YOUR TASK: Leave out the pictures and retype only the lines from the opening line to the line that holds "11.500 22.500 17", both ends included.

DATASET EXCERPT:
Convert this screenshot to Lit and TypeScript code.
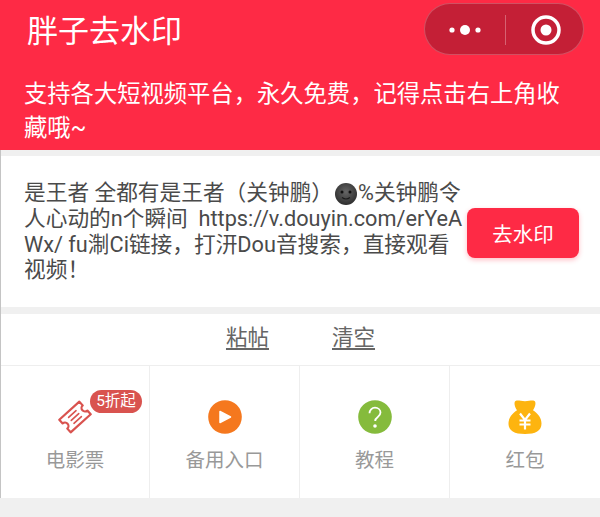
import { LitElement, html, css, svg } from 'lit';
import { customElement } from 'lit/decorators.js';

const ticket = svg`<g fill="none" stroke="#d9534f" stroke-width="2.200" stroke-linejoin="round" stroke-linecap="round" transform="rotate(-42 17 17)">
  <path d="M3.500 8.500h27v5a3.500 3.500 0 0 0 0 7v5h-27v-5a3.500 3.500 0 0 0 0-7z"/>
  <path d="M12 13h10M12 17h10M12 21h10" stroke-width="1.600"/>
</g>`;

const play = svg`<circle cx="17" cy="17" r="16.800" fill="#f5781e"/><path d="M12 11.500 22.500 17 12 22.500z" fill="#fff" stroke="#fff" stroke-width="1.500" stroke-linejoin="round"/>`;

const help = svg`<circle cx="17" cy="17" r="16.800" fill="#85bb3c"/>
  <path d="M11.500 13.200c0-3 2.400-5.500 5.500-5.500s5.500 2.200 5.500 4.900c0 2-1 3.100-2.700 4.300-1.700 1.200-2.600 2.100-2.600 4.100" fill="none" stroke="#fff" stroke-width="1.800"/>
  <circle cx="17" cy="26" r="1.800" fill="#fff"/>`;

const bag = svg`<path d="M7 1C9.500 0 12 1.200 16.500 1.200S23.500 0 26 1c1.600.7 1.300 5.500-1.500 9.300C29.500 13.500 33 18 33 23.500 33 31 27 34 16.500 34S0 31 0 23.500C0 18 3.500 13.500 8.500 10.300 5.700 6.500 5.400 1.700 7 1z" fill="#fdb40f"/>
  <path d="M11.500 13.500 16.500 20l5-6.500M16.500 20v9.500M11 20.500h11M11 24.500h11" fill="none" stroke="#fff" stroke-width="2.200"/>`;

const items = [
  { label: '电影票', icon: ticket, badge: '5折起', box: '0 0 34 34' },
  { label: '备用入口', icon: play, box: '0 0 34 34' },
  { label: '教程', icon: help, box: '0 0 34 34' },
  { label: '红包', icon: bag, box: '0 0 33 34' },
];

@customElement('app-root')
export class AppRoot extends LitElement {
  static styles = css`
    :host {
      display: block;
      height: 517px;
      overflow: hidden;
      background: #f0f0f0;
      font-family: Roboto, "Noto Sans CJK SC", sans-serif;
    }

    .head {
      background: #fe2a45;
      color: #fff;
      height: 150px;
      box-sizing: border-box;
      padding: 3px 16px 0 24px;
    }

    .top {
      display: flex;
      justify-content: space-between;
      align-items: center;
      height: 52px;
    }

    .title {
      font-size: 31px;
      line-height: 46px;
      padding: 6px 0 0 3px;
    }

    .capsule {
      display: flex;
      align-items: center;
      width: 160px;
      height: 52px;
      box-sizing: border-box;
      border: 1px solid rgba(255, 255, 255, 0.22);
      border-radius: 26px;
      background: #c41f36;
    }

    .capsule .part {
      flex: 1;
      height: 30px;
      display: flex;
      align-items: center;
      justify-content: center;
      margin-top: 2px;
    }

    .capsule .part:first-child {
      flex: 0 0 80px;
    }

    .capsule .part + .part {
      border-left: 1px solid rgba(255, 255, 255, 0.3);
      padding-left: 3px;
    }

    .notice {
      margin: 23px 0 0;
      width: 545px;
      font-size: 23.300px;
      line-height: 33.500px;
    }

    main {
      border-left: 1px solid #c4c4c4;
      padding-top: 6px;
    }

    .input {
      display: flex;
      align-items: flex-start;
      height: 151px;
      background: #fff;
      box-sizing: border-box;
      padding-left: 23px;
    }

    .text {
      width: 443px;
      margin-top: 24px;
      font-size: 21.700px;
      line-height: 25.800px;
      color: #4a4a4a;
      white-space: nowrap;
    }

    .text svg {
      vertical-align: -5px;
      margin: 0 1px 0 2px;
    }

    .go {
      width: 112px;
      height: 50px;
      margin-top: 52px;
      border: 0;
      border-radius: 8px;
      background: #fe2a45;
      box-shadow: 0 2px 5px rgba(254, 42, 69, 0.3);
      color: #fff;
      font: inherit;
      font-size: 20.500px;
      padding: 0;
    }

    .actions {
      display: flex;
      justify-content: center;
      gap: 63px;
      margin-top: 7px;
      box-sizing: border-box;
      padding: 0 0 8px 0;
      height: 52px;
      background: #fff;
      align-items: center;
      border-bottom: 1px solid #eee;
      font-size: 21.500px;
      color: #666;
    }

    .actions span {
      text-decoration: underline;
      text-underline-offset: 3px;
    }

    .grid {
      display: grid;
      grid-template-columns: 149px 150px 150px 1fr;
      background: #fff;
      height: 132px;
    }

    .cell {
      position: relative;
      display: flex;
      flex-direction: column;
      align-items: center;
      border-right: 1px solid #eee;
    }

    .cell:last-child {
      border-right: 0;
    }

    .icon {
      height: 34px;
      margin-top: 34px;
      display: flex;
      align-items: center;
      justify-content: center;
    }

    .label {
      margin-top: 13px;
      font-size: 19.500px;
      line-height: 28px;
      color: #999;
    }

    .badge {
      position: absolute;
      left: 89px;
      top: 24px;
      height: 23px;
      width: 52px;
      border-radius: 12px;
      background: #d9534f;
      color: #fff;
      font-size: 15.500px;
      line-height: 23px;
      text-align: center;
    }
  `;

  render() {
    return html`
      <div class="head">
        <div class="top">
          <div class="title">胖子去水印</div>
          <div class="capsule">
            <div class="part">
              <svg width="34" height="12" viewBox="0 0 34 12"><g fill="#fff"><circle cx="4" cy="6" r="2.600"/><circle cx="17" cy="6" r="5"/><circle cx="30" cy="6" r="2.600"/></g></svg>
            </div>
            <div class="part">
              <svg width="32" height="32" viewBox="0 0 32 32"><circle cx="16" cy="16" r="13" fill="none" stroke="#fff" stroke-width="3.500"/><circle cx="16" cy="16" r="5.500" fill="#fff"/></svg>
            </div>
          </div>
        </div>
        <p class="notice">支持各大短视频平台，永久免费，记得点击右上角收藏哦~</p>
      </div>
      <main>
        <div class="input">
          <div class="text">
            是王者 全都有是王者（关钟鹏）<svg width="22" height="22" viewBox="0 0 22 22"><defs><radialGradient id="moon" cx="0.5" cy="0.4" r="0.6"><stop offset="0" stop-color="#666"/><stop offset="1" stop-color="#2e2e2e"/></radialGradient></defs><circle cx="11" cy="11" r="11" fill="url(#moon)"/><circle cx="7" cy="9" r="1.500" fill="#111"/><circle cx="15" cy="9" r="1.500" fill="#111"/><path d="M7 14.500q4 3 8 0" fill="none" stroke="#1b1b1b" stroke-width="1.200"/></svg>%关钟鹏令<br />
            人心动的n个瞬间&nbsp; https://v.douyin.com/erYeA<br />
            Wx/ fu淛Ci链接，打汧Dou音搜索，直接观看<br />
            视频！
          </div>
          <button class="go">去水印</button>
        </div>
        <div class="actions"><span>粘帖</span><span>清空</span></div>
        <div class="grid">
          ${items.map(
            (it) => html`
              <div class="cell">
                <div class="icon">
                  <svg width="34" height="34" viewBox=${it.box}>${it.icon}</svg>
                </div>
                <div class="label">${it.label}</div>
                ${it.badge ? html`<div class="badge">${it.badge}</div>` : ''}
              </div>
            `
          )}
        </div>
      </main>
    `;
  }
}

EXERCISE OUTPUT:
Convert this screenshot to Lit and TypeScript code.
import { LitElement, html, css, svg } from 'lit';
import { customElement } from 'lit/decorators.js';

const ticket = svg`<g fill="none" stroke="#d9534f" stroke-width="2.200" stroke-linejoin="round" stroke-linecap="round" transform="rotate(-42 17 17)">
  <path d="M3.500 8.500h27v5a3.500 3.500 0 0 0 0 7v5h-27v-5a3.500 3.500 0 0 0 0-7z"/>
  <path d="M12 13h10M12 17h10M12 21h10" stroke-width="1.600"/>
</g>`;

const play = svg`<circle cx="17" cy="17" r="16.800" fill="#f5781e"/><path d="M12 11.500 22.500 17 12 22.500z" fill="#fff" stroke="#fff" stroke-width="1.500" stroke-linejoin="round"/>`;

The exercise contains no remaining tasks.